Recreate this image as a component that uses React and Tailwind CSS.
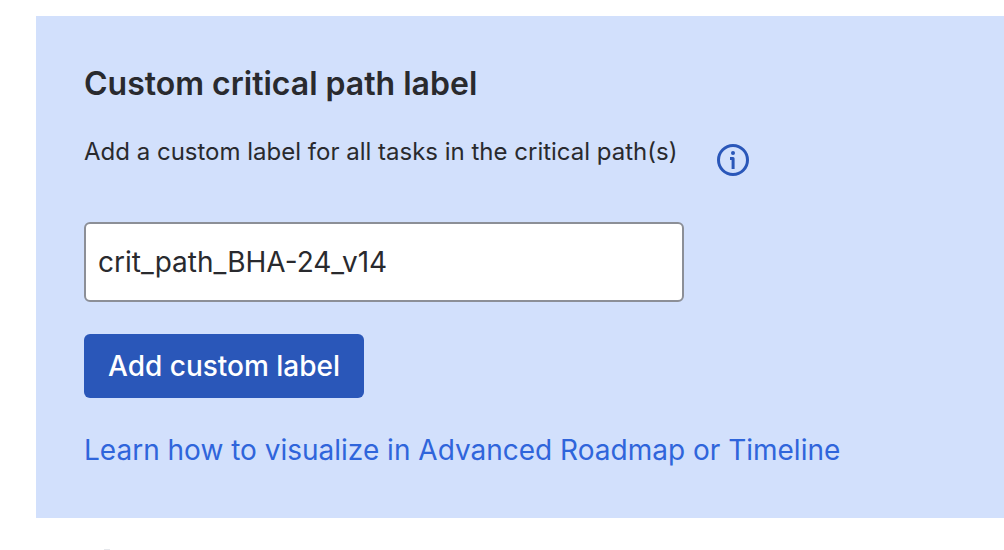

==

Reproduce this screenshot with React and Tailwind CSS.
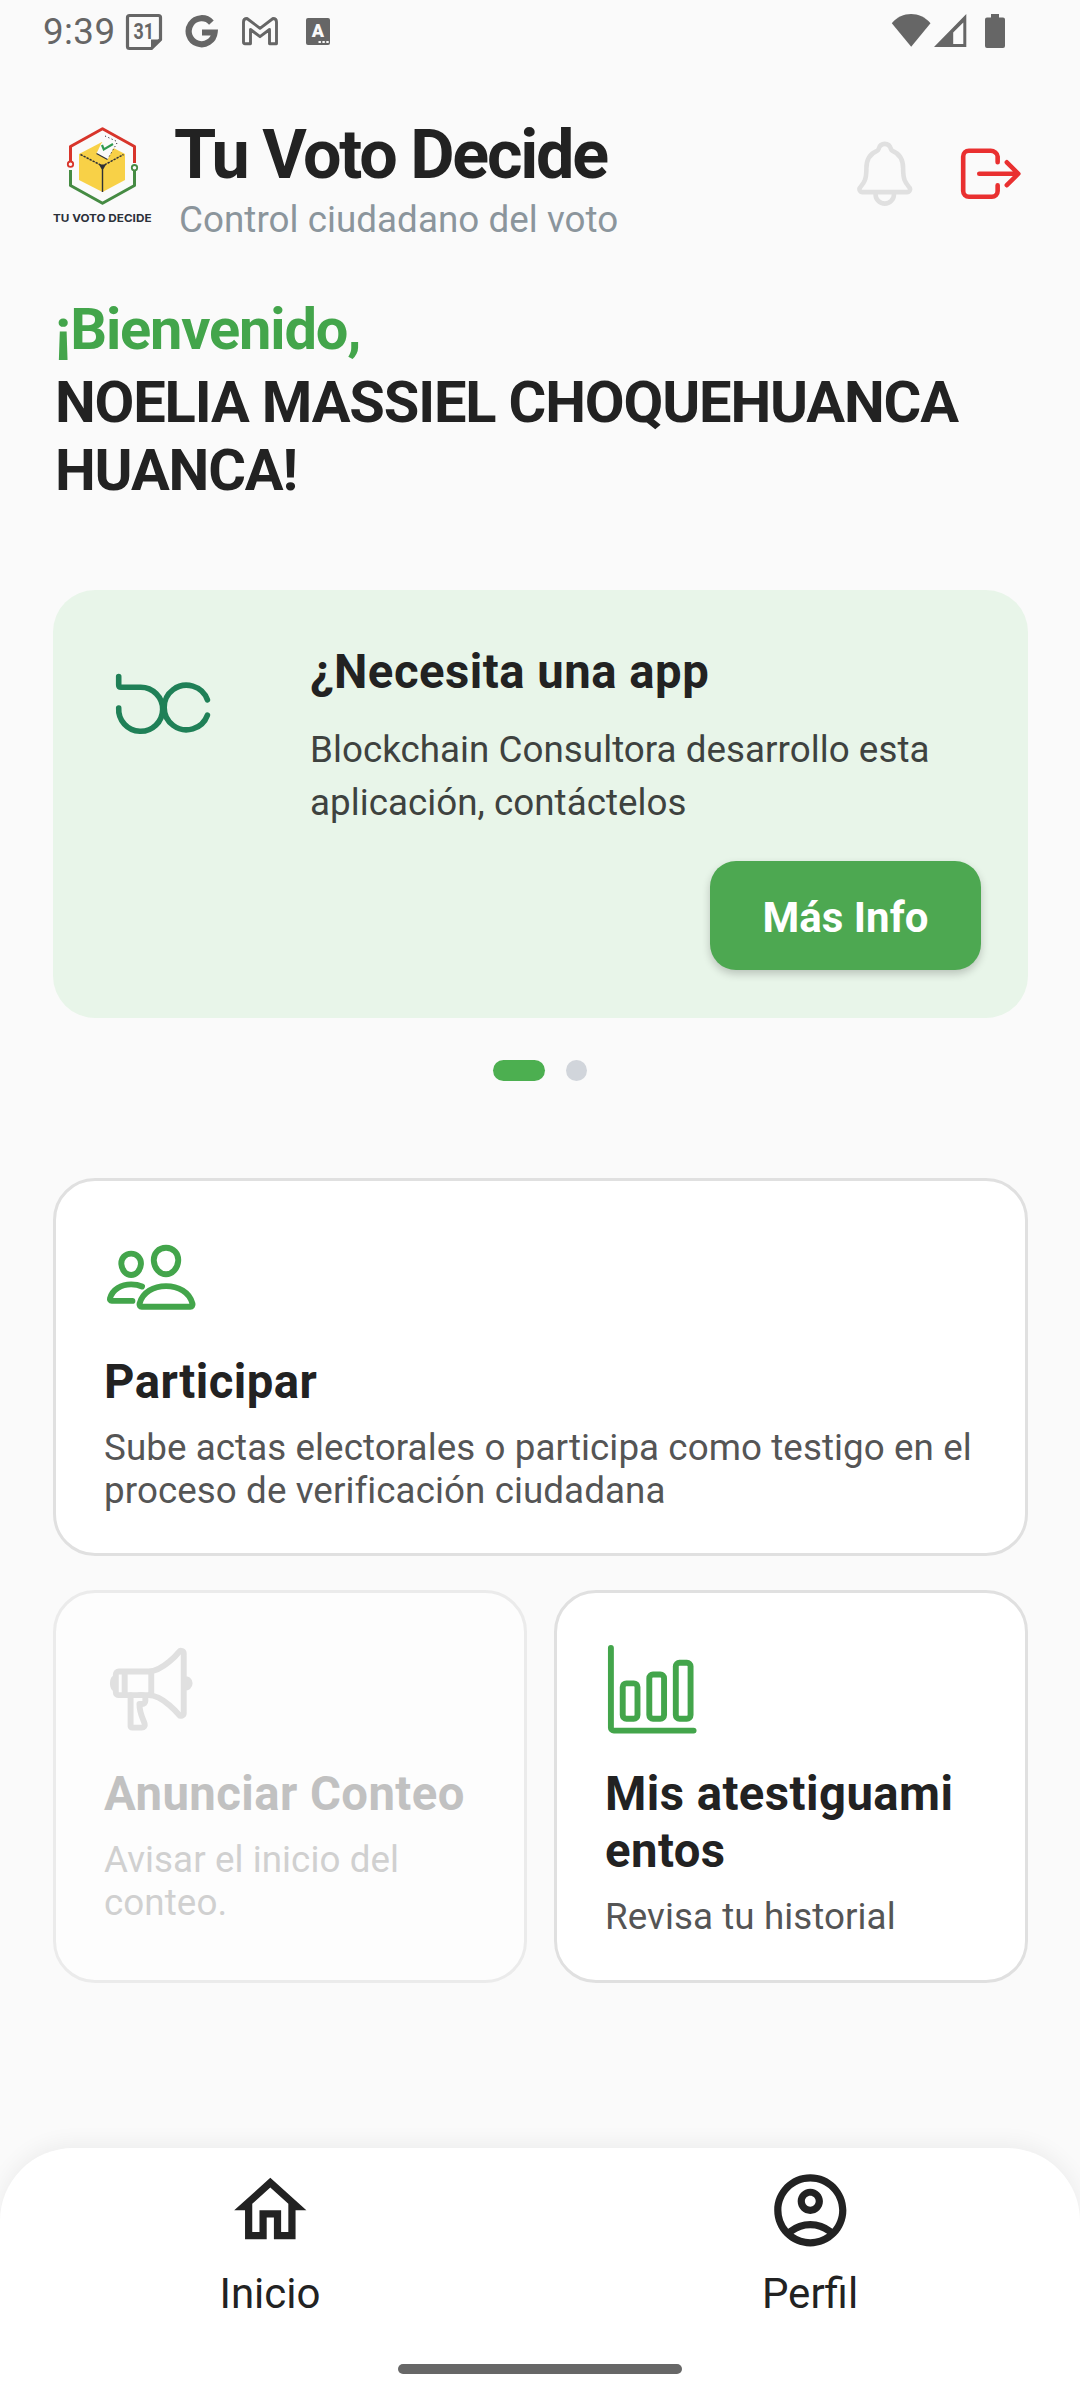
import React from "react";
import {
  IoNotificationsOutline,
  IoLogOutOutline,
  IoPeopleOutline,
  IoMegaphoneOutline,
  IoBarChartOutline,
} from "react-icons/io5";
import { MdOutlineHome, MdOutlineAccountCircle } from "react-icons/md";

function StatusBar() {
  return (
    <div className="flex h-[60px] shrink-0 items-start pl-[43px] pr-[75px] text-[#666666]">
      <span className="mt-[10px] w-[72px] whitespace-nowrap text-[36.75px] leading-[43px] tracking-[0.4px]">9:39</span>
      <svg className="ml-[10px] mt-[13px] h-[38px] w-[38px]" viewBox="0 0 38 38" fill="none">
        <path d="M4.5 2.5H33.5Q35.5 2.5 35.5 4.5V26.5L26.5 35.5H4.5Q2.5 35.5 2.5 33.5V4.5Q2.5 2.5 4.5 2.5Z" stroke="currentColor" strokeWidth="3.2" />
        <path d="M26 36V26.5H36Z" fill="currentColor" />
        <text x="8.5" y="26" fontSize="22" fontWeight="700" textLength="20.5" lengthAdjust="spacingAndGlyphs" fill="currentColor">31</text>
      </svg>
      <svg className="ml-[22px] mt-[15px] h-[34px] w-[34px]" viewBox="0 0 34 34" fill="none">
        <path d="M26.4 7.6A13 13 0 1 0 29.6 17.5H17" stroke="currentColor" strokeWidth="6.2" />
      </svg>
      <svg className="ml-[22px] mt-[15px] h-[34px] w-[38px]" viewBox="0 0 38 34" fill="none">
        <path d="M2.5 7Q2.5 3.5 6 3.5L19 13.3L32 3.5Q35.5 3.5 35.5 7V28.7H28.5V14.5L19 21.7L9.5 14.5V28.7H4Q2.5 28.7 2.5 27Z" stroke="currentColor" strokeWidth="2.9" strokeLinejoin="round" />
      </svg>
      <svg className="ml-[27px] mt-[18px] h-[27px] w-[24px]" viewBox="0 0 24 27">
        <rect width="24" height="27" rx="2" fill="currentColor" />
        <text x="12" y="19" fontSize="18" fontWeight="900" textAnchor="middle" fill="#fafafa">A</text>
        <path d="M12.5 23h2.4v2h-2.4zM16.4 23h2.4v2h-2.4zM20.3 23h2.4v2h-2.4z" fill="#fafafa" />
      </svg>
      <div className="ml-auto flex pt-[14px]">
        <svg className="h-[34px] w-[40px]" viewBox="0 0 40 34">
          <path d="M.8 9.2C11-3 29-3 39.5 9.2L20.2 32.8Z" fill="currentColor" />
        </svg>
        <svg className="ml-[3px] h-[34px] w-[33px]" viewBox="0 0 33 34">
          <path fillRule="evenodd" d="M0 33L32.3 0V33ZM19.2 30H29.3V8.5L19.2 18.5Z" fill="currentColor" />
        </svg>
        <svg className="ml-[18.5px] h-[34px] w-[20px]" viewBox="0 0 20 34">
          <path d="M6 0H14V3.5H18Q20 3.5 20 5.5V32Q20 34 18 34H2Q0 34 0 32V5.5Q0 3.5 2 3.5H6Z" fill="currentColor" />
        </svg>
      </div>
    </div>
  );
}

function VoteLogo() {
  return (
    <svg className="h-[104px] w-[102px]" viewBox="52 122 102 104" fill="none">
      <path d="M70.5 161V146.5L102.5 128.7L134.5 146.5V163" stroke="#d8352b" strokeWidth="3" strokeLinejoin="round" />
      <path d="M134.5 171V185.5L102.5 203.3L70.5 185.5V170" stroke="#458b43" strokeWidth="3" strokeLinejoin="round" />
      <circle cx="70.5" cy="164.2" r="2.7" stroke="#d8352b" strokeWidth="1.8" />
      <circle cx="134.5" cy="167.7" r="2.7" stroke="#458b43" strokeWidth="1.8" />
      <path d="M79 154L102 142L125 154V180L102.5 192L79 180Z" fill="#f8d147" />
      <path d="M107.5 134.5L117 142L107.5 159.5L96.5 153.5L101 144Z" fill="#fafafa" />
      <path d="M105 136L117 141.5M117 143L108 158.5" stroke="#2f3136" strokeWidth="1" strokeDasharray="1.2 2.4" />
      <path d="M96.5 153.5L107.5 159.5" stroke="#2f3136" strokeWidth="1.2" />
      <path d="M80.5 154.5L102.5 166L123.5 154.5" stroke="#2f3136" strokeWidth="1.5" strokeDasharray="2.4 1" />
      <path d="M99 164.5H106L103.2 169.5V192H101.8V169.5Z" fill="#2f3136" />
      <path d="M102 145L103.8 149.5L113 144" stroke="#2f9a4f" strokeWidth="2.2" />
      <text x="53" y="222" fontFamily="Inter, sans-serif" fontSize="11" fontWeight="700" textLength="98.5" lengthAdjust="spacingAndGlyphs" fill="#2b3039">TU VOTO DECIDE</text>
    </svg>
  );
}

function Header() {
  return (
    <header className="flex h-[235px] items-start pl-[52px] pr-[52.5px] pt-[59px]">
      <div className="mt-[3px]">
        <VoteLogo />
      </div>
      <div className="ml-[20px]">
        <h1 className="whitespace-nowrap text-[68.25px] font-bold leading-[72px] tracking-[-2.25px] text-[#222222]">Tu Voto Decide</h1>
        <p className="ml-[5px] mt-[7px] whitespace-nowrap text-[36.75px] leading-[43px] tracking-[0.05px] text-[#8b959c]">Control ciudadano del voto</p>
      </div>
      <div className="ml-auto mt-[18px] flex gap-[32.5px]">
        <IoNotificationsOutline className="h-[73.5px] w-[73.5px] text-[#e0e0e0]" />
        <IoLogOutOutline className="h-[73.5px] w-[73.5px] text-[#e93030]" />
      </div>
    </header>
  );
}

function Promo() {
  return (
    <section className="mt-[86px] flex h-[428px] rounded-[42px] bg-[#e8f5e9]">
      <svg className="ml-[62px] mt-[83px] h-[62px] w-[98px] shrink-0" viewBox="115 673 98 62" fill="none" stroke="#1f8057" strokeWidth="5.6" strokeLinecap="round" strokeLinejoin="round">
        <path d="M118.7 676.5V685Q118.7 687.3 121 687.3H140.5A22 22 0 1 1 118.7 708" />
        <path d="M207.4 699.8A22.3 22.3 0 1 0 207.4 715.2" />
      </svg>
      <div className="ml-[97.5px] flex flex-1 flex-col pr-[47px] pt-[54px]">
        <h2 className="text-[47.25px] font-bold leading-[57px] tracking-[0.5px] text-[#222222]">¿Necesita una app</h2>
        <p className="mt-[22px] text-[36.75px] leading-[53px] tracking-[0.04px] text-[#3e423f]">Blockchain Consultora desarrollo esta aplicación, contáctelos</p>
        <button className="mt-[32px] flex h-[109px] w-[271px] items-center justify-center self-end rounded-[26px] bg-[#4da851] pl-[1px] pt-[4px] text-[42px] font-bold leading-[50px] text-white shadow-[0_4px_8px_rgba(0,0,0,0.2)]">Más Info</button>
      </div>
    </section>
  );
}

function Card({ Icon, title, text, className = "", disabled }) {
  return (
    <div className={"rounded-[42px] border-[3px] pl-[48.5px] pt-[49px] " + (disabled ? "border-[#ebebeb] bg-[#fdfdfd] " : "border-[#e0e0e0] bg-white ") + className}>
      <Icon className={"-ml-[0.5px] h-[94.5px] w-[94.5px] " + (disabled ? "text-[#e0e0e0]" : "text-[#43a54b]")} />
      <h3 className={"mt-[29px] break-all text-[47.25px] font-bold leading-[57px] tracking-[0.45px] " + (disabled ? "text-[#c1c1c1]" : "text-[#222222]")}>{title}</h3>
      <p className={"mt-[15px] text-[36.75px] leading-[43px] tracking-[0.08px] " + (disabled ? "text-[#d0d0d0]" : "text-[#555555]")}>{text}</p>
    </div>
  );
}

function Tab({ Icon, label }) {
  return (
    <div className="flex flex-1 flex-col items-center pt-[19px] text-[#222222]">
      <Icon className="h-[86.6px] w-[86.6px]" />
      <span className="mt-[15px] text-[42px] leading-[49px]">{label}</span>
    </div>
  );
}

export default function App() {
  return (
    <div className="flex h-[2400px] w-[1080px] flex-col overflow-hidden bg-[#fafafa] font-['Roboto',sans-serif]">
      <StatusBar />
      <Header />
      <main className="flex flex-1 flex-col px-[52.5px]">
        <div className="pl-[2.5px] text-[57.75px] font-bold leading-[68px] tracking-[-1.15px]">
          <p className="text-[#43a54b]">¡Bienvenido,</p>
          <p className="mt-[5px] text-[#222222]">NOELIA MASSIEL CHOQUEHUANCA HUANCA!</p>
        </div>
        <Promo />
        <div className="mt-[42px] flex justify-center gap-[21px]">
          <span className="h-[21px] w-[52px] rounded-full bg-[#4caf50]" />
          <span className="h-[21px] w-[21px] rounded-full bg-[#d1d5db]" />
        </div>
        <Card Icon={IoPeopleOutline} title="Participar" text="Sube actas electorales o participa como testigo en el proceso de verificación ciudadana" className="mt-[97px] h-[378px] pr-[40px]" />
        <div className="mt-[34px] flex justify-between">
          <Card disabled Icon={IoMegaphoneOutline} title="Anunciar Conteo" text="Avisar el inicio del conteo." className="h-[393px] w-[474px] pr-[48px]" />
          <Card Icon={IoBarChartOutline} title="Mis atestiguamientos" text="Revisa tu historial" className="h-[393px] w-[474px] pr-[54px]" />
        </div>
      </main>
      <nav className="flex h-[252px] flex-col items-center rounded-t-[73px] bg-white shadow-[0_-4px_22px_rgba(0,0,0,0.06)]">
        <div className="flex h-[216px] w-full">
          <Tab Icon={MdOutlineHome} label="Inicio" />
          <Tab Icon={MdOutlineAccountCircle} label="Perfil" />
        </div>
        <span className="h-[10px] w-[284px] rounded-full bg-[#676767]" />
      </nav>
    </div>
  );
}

▶ [Stated goal] Some lines of the records may hold the word "this". How many do? Answer with a number and nothing else.

▶ [Exercise result] 2